There is however one exception to the above, when a GIF image is cached to RAM using gdispImageCache()
we cache the decompressed byte stream. For PNG we cache the compressed byte stream. In this situation it is likely that cached GIF images will display faster than cached PNG images but will take more RAM to cache.
Examples
The following code pieces shows how to use the GDISP image decoder correctly. Please refer to the GFILE article to learn how to use the different file systems.

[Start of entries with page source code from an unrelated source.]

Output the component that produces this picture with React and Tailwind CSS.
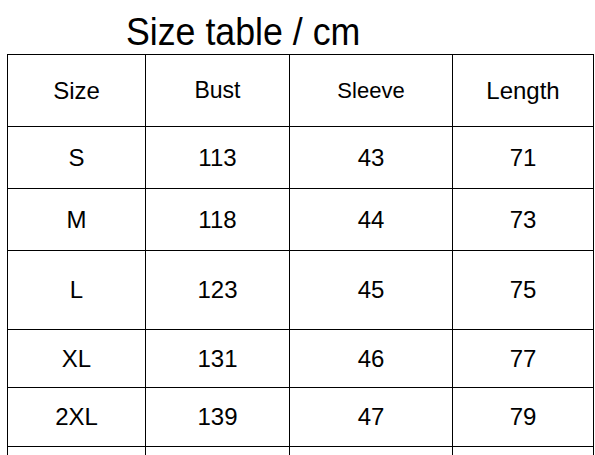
export default function App() {
  const rows = [
    ["S", "113", "43", "71", 62],
    ["M", "118", "44", "73", 62],
    ["L", "123", "45", "75", 79],
    ["XL", "131", "46", "77", 58],
    ["2XL", "139", "47", "79", 59],
    ["", "", "", "", 59],
  ];
  const cell = "border border-black text-center align-middle p-0 leading-none";
  return (
    <div className="w-[595px] h-[455px] overflow-hidden bg-white text-black" style={{ fontFamily: '"Liberation Sans", Arial, sans-serif' }}>
      <div className="h-[54px] pl-[126px] flex items-end">
        <h1 className="text-[38px] leading-none font-normal scale-x-[0.94] origin-left mb-[1px] pb-[2px]">Size table / cm</h1>
      </div>
      <table className="ml-[7px] border-collapse table-fixed" style={{ width: "586px" }}>
        <colgroup>
          <col className="w-[138px]" />
          <col className="w-[144px]" />
          <col className="w-[163px]" />
          <col className="w-[141px]" />
        </colgroup>
        <thead>
          <tr className="h-[72px]">
            <th className={cell + " font-normal text-[24px]"}>Size</th>
            <th className={cell + " font-normal text-[23px]"}>Bust</th>
            <th className={cell + " font-normal text-[22px]"}>Sleeve</th>
            <th className={cell + " font-normal text-[24px]"}>Length</th>
          </tr>
        </thead>
        <tbody>
          {rows.map((r, i) => (
            <tr key={i} style={{ height: r[4] + "px" }}>
              <td className={cell + " text-[24px]"}>{r[0]}</td>
              <td className={cell + " text-[24px]"}>{r[1]}</td>
              <td className={cell + " text-[24px]"}>{r[2]}</td>
              <td className={cell + " text-[24px]"}>{r[3]}</td>
            </tr>
          ))}
        </tbody>
      </table>
    </div>
  );
}
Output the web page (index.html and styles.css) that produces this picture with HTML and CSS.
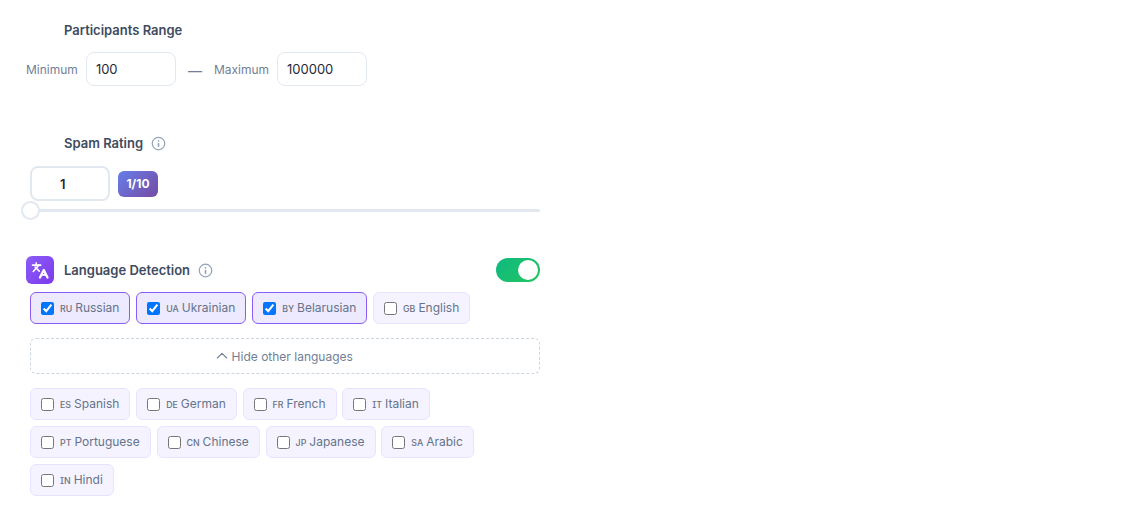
FILE: index.html
```html
<!DOCTYPE html>
<html lang="en">
<head>
<meta charset="utf-8">
<title>Filters</title>
<link rel="stylesheet" href="styles.css">
</head>
<body>
<main class="panel">
  <section class="range">
    <h3 class="title range-title">Participants Range</h3>
    <div class="range-row">
      <label class="range-label" for="min">Minimum</label>
      <input class="range-input" id="min" type="text" value="100">
      <span class="dash">—</span>
      <label class="range-label" for="max">Maximum</label>
      <input class="range-input" id="max" type="text" value="100000">
    </div>
  </section>

  <section class="spam">
    <div class="head spam-head">
      <h3 class="title">Spam Rating</h3>
      <svg class="info" viewBox="0 0 24 24" fill="none" stroke="currentColor" stroke-width="2" stroke-linecap="round"><circle cx="12" cy="12" r="10"/><path class="info-i" d="M12 16.5v-4.5M12 7.8h.01"/></svg>
    </div>
    <div class="spam-row">
      <input class="spam-input" type="text" value="1">
      <span class="badge">1/10</span>
    </div>
    <div class="slider"><span class="thumb"></span></div>
  </section>

  <section class="lang">
    <div class="lang-head">
      <span class="lang-icon">
        <svg viewBox="0 0 24 24" fill="none" stroke="#fff" stroke-width="2.1" stroke-linecap="round" stroke-linejoin="round"><path d="M2 5.5h11"/><path d="M7 2.5v3"/><path d="M10.5 5.5 3 14"/><path d="m5.5 8 5.5 5.5"/><path d="m22 22-5-10-5 10" stroke-width="3"/><path d="M14 18.5h6" stroke-width="2.6"/></svg>
      </span>
      <h3 class="title">Language Detection</h3>
      <svg class="info" viewBox="0 0 24 24" fill="none" stroke="currentColor" stroke-width="2" stroke-linecap="round"><circle cx="12" cy="12" r="10"/><path class="info-i" d="M12 16.5v-4.5M12 7.8h.01"/></svg>
      <span class="toggle"><span class="knob"></span></span>
    </div>
    <div class="chips">
      <label class="chip on"><input type="checkbox" checked><span><span class="code">RU</span>Russian</span></label>
      <label class="chip on"><input type="checkbox" checked><span><span class="code">UA</span>Ukrainian</span></label>
      <label class="chip on"><input type="checkbox" checked><span><span class="code">BY</span>Belarusian</span></label>
      <label class="chip"><input type="checkbox"><span><span class="code">GB</span>English</span></label>
    </div>
    <button class="more" type="button">
      <svg class="chev" viewBox="0 0 24 24" fill="none" stroke="currentColor" stroke-width="1.6" stroke-linecap="round" stroke-linejoin="round"><path d="m19 15-7-7-7 7"/></svg>
      Hide other languages
    </button>
    <div class="chips">
      <label class="chip"><input type="checkbox"><span><span class="code">ES</span>Spanish</span></label>
      <label class="chip"><input type="checkbox"><span><span class="code">DE</span>German</span></label>
      <label class="chip"><input type="checkbox"><span><span class="code">FR</span>French</span></label>
      <label class="chip"><input type="checkbox"><span><span class="code">IT</span>Italian</span></label>
      <label class="chip"><input type="checkbox"><span><span class="code">PT</span>Portuguese</span></label>
      <label class="chip"><input type="checkbox"><span><span class="code">CN</span>Chinese</span></label>
      <label class="chip"><input type="checkbox"><span><span class="code">JP</span>Japanese</span></label>
      <label class="chip"><input type="checkbox"><span><span class="code">SA</span>Arabic</span></label>
      <label class="chip"><input type="checkbox"><span><span class="code">IN</span>Hindi</span></label>
    </div>
  </section>
</main>
</body>
</html>
```
FILE: styles.css
```css
* { box-sizing: border-box; }
html, body { margin: 0; background: #fff; }
body { font-family: Inter, "Liberation Sans", sans-serif; color: #2d3748; }
.panel { width: 540px; padding: 22px 0 0 26px; }
.title { margin: 0; font-size: 13px; line-height: 16px; font-weight: 600; color: #404b5e; }
.range-title { padding-left: 38px; }
.range-row { display: flex; align-items: center; margin-top: 14px; }
.range-label { font-size: 12px; color: #718096; }
.range-input { width: 90px; height: 34px; margin-left: 8px; padding: 0 12px 0 9px; border: 1px solid #e2e8f0; border-radius: 8px; font: 13px Inter, sans-serif; color: #1f2937; outline: none; }
.dash { width: 38px; text-align: center; font-size: 14px; color: #718096; padding-top: 2px; }
.spam { margin-top: 49px; }
.head { display: flex; align-items: center; gap: 8px; }
.spam-head { padding-left: 38px; }
.info { width: 15px; height: 15px; color: #94a3b8; flex: none; }
.info-i { stroke-width: 2.6; }
.spam-row { display: flex; align-items: center; gap: 8px; margin: 15px 0 0 4px; }
.spam-input { width: 80px; height: 35px; border: 2px solid #e2e8f0; border-radius: 8px; text-align: left; font: 600 13px Inter, sans-serif; color: #1f2937; outline: none; padding: 0 0 0 28px; }
.badge { width: 40px; height: 26px; display: flex; align-items: center; justify-content: center; border-radius: 6px; background: linear-gradient(135deg, #667eea, #764ba2); color: #fff; font-size: 12px; font-weight: 700; }
.slider { position: relative; height: 3px; margin: 8px 0 0 4px; background: #e2e8f0; border-radius: 2px; }
.thumb { position: absolute; left: -9px; top: -8px; width: 19px; height: 19px; border-radius: 50%; background: #fff; border: 2px solid #e2e8f0; }
.lang { margin-top: 44px; }
.lang-head { display: flex; align-items: center; height: 28px; }
.lang-icon { width: 28px; height: 28px; border-radius: 6px; display: flex; align-items: center; justify-content: center; background: linear-gradient(135deg, #8b5cf6, #7c3aed); margin-right: 10px; }
.lang-icon svg { width: 18px; height: 18px; }
.lang-head .info { margin-left: 8px; }
.toggle { margin-left: auto; width: 44px; height: 24px; border-radius: 12px; background: linear-gradient(135deg, #10b981, #22c55e); display: flex; align-items: center; justify-content: flex-end; padding-right: 2px; }
.knob { width: 20px; height: 20px; border-radius: 50%; background: #fff; }
.chips { display: flex; flex-wrap: wrap; gap: 6px 5.8px; margin-left: 4px; }
.lang-head + .chips { margin-top: 8px; }
.chip { height: 32px; display: flex; align-items: center; padding: 0 10px; background: #f5f3ff; border: 1px solid #e9e3ff; border-radius: 6px; font-size: 12px; line-height: 14px; color: #64748b; }
.chip input { margin: 0 6px 0 0; width: 13px; height: 13px; }
.code { font-size: 8.8px; font-weight: 500; margin-right: 3px; color: #6b7280; font-feature-settings: "cv08"; }
.chip.on { background: #ede9fe; border-color: #8b5cf6; }
.more { display: flex; width: 510px; height: 36px; margin: 14px 0 14px 4px; align-items: center; justify-content: center; gap: 2px; background: #fff; border: 1px dashed #cbd5e1; border-radius: 6px; font: 12px Inter, sans-serif; color: #718096; padding: 0 3.5px 0 0; }
.chev { width: 16px; height: 16px; }
```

#include "gfx.h" /** * The image file must be stored on a GFILE file-system. * Use either GFILE_NEED_NATIVEFS or GFILE_NEED_ROMFS (or both). * * The ROMFS uses the file "romfs_files.h" to describe the set of files in the ROMFS. */ static gdispImage myImage; int main(void) { gCoord swidth, sheight; // Initialize uGFX and the underlying system gfxInit(); // Get the display dimensions swidth = gdispGetWidth(); sheight = gdispGetHeight(); // Set up IO for our image gdispImageOpenFile(&myImage, "myImage.bmp"); gdispImageDraw(&myImage, 0, 0, swidth, sheight, 0, 0); gdispImageClose(&myImage); while(1) { gfxSleepMilliseconds(1000); } return 0; }
Troubleshooting
When troubleshooting, please check the return value of each function in order to track down the problem.
No image is shown
It is possible that the program compiles fine and that it runs without any crashes, but no image is being displayed. This behavior can be caused by a variety of different issues:
- The corresponding decoder has not been enabled in the configuration file
- The image could not be opened
- The image decoder could not allocate enough memory
- When loading an image from a file, it's possible that the maximum number of file handles has been reached and opening the file fails. In that case, increase
GFILE_MAX_GFILES
in the configuration file or close an already opened file that is no longer needed.